-- Start --

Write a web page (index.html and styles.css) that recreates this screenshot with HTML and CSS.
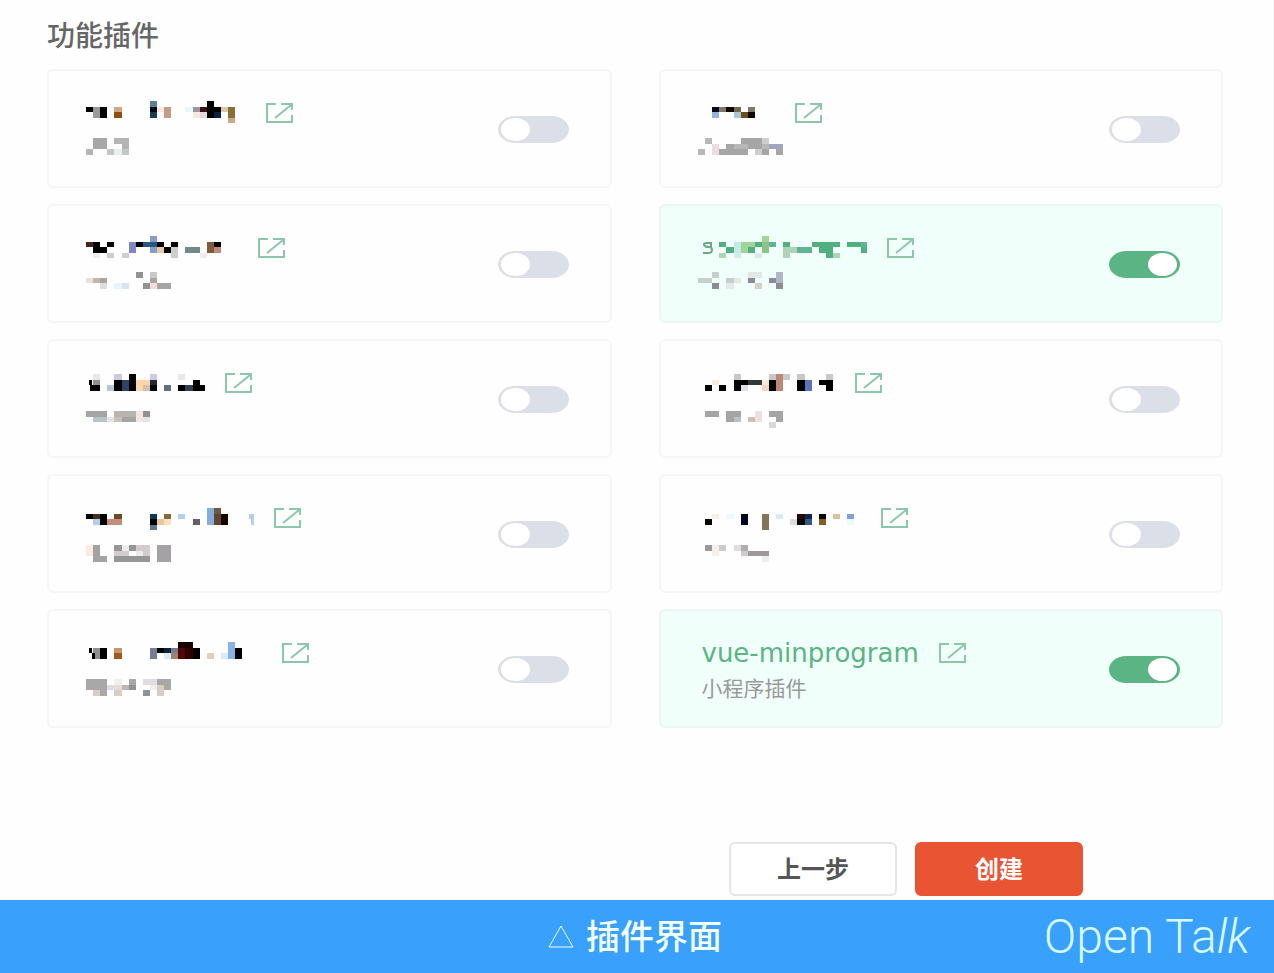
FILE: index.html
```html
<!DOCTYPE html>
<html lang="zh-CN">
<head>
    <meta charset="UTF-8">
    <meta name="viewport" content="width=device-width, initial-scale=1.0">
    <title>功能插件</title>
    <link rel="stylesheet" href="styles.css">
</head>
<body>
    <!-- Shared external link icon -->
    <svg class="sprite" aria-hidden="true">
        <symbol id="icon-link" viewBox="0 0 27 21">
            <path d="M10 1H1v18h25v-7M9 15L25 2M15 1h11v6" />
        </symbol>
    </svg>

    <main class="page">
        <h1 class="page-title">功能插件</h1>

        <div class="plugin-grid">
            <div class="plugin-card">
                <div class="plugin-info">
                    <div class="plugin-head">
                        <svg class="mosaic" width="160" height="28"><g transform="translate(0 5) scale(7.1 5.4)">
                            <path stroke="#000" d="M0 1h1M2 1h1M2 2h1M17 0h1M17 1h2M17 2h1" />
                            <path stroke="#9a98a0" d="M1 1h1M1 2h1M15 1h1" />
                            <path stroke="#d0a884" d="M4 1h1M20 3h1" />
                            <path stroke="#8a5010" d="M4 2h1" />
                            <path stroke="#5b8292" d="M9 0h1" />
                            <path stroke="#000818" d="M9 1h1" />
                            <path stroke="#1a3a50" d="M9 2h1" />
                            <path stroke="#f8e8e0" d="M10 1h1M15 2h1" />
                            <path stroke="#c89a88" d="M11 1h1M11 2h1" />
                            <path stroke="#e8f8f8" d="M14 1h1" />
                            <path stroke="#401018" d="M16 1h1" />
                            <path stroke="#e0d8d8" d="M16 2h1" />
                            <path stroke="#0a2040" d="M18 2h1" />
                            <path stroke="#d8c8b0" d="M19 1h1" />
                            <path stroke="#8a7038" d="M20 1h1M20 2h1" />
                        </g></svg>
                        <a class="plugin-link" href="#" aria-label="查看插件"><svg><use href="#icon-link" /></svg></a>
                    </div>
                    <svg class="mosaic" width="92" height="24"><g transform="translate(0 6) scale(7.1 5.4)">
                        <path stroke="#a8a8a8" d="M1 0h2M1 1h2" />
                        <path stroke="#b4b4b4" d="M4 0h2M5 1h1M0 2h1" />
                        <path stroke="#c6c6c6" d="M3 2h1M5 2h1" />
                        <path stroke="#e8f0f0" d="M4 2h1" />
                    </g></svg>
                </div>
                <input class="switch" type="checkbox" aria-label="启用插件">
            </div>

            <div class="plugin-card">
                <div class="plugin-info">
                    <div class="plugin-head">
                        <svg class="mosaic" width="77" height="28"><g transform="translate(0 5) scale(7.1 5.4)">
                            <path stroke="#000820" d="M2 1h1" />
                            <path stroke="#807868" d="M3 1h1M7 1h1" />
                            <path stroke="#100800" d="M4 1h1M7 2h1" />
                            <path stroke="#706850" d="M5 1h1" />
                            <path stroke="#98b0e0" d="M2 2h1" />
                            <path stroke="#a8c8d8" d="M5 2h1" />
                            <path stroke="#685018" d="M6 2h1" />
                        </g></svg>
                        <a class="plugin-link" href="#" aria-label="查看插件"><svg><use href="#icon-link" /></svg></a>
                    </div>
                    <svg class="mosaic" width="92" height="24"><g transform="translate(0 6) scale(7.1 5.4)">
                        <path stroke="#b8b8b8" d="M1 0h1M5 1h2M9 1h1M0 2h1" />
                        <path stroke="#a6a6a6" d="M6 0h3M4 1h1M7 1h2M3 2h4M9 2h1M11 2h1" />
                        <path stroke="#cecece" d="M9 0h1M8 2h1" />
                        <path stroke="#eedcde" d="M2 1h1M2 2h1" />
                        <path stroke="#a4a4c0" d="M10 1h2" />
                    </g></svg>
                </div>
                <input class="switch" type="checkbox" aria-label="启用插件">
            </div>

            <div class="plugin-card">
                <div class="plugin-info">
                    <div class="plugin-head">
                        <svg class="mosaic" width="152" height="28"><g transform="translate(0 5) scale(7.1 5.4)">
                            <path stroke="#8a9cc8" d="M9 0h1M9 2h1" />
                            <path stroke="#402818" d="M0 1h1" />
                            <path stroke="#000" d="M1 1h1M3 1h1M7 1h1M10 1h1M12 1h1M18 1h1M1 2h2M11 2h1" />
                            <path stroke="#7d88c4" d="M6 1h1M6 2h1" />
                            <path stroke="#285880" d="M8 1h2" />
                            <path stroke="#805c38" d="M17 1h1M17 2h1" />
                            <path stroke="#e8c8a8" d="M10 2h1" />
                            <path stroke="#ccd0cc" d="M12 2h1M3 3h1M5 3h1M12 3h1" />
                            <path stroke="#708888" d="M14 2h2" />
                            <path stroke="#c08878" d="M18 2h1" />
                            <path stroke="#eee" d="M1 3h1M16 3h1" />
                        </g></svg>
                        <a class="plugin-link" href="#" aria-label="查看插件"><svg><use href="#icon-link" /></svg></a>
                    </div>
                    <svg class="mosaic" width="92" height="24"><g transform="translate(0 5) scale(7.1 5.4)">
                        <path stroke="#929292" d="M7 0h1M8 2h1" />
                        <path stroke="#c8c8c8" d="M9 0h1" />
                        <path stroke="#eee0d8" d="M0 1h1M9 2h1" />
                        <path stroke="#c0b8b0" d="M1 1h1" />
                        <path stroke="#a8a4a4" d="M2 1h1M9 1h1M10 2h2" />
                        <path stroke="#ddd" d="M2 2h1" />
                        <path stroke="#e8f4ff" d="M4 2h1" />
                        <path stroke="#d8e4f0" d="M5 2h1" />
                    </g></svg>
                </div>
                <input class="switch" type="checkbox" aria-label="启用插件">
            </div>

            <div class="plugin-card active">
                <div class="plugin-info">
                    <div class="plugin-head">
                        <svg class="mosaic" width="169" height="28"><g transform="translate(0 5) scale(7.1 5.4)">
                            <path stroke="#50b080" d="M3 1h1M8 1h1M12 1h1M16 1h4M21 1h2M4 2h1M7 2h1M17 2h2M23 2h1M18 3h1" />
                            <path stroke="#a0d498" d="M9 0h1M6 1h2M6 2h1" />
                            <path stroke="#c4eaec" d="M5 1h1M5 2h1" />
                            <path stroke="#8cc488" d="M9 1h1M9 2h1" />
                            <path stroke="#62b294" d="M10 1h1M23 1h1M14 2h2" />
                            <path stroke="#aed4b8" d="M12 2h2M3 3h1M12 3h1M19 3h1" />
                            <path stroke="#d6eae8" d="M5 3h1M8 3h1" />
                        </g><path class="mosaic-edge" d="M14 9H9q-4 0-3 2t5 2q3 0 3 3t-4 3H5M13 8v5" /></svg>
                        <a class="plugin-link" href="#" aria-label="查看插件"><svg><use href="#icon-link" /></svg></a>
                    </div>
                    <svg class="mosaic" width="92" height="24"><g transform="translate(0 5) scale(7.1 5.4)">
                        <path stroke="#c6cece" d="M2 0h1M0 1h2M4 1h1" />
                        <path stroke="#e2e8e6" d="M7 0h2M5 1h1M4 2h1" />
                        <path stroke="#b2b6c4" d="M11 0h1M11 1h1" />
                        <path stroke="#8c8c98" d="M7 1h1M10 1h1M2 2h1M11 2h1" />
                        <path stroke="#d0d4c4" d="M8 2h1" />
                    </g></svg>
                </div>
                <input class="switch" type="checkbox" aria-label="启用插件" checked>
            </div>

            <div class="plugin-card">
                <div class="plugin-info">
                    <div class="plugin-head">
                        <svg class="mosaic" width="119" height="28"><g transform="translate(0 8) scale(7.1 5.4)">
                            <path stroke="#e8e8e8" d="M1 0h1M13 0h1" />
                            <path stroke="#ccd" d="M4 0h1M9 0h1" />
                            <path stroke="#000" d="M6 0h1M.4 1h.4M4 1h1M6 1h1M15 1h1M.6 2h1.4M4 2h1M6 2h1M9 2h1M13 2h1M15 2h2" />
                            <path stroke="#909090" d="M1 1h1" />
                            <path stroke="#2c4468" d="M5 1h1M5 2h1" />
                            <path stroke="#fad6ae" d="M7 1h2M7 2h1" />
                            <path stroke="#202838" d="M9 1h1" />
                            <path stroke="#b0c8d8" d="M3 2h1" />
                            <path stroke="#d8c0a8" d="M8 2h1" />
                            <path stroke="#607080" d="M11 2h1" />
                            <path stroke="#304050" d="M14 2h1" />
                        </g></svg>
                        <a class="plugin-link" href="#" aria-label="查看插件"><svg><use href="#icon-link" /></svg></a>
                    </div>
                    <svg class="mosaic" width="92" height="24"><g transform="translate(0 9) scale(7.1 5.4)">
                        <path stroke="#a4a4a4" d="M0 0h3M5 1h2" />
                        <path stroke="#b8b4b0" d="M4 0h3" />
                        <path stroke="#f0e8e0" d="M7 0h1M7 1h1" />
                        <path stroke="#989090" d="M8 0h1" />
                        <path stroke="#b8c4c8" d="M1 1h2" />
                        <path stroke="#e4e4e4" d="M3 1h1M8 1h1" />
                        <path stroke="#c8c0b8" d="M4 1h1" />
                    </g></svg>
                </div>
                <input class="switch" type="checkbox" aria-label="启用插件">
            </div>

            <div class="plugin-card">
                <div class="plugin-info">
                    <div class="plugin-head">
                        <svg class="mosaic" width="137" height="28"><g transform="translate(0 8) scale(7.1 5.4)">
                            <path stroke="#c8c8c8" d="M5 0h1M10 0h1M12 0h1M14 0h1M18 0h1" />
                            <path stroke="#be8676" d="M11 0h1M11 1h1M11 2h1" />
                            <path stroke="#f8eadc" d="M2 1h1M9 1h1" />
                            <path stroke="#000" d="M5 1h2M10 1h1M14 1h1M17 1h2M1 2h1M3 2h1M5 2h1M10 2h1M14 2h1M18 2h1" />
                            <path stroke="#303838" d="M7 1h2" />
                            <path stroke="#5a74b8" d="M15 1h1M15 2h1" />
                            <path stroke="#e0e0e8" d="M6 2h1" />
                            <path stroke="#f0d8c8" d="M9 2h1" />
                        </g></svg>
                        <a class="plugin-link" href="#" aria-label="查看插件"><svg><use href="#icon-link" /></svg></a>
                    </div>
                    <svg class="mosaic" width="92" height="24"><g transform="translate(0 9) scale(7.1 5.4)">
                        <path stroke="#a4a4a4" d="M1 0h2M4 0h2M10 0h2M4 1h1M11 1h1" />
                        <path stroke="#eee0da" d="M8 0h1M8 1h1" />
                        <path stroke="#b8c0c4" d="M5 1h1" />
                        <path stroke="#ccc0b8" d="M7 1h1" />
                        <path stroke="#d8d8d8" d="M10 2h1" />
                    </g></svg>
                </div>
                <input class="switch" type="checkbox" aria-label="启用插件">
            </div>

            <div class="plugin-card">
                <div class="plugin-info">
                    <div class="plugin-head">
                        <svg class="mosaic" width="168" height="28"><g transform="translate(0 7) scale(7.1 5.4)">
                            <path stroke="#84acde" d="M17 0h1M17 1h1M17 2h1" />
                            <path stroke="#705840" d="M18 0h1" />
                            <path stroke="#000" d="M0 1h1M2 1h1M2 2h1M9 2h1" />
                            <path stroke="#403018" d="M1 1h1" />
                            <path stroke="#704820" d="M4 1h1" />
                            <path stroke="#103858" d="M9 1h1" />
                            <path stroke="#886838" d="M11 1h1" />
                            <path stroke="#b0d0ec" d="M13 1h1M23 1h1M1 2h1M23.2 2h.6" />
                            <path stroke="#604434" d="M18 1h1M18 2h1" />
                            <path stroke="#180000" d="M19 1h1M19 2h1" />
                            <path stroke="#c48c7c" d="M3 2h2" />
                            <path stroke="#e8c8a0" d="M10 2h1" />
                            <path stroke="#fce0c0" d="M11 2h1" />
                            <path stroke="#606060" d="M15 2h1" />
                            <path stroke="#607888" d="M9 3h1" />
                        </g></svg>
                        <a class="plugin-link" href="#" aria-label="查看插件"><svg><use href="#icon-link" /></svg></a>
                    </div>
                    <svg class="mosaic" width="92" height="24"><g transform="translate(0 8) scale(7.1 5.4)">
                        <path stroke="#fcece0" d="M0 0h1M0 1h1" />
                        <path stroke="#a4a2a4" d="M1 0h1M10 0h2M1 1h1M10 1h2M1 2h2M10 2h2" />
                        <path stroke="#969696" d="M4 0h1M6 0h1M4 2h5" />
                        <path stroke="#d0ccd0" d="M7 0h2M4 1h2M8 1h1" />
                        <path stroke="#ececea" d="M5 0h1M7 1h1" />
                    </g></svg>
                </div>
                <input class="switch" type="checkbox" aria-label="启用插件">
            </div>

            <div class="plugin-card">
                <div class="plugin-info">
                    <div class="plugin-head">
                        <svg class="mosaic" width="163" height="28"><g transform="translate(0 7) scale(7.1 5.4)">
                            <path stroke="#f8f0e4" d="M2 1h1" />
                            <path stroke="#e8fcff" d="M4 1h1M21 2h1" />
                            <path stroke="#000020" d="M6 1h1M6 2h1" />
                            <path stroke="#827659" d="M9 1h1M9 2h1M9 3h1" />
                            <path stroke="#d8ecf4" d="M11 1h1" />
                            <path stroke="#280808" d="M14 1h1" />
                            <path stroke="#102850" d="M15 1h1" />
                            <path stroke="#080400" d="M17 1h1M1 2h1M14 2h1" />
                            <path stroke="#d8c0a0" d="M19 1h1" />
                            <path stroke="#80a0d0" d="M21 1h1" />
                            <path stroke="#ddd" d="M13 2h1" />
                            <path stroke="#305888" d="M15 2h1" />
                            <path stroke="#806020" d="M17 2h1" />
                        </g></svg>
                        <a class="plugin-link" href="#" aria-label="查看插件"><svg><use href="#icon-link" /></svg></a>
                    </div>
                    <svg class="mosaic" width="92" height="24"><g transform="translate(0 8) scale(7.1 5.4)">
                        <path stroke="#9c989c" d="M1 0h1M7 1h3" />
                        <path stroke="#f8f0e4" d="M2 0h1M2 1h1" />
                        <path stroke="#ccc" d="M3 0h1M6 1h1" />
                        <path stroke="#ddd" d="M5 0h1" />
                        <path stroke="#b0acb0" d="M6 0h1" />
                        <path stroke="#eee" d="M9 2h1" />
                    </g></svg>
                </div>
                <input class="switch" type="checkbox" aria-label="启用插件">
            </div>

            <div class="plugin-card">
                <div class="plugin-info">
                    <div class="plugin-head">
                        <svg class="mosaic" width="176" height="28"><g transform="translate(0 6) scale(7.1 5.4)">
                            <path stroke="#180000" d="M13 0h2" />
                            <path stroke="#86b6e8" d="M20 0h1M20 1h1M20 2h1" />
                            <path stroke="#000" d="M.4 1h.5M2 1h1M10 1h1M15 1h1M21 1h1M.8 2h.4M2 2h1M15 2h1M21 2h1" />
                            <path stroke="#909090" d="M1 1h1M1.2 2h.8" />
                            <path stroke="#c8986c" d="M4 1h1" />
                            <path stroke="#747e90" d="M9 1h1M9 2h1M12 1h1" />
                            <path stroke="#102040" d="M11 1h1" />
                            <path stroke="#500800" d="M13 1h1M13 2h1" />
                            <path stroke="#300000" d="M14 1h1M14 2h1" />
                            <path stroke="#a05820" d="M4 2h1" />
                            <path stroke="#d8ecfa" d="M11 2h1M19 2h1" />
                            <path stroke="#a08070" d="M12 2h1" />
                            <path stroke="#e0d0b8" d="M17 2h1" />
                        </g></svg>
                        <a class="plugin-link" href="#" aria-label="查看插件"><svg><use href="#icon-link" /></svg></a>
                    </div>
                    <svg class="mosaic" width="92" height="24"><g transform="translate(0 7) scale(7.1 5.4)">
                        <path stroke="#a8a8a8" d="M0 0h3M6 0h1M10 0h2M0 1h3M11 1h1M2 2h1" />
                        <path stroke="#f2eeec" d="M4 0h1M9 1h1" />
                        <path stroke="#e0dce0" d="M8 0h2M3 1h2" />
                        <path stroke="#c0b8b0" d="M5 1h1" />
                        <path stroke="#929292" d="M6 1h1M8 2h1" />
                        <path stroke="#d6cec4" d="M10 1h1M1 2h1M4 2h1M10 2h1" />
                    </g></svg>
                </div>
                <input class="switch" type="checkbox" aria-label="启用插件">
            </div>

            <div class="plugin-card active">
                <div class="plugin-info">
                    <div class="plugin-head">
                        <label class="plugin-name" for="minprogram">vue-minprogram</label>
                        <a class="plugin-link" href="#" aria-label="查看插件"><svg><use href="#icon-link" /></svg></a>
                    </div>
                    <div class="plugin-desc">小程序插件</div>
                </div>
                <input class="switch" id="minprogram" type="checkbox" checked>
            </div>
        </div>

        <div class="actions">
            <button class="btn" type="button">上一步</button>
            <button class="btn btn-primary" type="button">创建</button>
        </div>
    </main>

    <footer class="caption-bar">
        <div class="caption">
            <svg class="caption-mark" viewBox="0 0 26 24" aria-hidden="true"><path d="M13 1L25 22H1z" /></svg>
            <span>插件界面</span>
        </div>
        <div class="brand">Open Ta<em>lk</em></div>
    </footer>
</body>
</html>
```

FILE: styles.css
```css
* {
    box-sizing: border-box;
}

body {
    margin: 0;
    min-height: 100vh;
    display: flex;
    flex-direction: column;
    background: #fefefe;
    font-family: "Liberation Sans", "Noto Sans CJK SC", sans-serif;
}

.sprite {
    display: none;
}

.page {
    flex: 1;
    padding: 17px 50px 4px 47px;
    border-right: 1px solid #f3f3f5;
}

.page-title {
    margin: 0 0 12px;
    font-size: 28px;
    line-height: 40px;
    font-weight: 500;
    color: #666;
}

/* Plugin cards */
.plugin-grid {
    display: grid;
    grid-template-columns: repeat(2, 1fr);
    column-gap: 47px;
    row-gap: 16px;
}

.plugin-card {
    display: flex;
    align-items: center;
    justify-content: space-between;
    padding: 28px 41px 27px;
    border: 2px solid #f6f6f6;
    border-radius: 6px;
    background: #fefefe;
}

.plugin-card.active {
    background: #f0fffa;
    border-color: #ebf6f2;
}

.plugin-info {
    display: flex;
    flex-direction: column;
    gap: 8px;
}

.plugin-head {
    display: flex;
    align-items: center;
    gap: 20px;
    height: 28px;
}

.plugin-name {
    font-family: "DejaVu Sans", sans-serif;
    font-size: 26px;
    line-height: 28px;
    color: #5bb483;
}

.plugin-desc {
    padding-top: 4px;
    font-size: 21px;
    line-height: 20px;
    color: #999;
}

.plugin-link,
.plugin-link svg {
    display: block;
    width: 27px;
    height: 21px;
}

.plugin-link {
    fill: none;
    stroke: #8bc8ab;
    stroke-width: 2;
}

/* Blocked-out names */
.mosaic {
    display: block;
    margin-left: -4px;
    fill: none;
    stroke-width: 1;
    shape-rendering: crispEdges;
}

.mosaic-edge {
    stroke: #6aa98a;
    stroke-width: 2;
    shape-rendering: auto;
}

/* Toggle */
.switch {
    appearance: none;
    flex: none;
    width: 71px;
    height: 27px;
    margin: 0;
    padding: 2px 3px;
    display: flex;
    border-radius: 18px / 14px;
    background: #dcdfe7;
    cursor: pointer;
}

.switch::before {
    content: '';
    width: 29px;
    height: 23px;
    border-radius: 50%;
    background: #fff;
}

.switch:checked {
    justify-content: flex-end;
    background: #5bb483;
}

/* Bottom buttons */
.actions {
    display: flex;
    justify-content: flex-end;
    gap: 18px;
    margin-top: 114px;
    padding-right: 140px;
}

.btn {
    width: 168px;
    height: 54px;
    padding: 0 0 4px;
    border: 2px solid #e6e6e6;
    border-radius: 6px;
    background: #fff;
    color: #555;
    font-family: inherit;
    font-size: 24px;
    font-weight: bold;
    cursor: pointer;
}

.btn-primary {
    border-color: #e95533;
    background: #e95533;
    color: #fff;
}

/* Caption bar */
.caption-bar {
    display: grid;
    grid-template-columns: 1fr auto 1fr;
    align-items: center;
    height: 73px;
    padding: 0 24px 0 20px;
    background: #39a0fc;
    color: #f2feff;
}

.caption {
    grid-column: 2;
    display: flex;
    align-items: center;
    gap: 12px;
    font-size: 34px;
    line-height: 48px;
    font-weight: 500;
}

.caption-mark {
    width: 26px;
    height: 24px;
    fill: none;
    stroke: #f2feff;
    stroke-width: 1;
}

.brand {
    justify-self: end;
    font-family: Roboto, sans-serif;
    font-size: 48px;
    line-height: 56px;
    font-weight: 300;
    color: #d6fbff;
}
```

-- End --

• _What you have to do_
Pick out every line with the string "page" and copy it.

• _Result_
Write a web page (index.html and styles.css) that recreates this screenshot with HTML and CSS.
    <main class="page">
        <h1 class="page-title">功能插件</h1>
.page {
.page-title {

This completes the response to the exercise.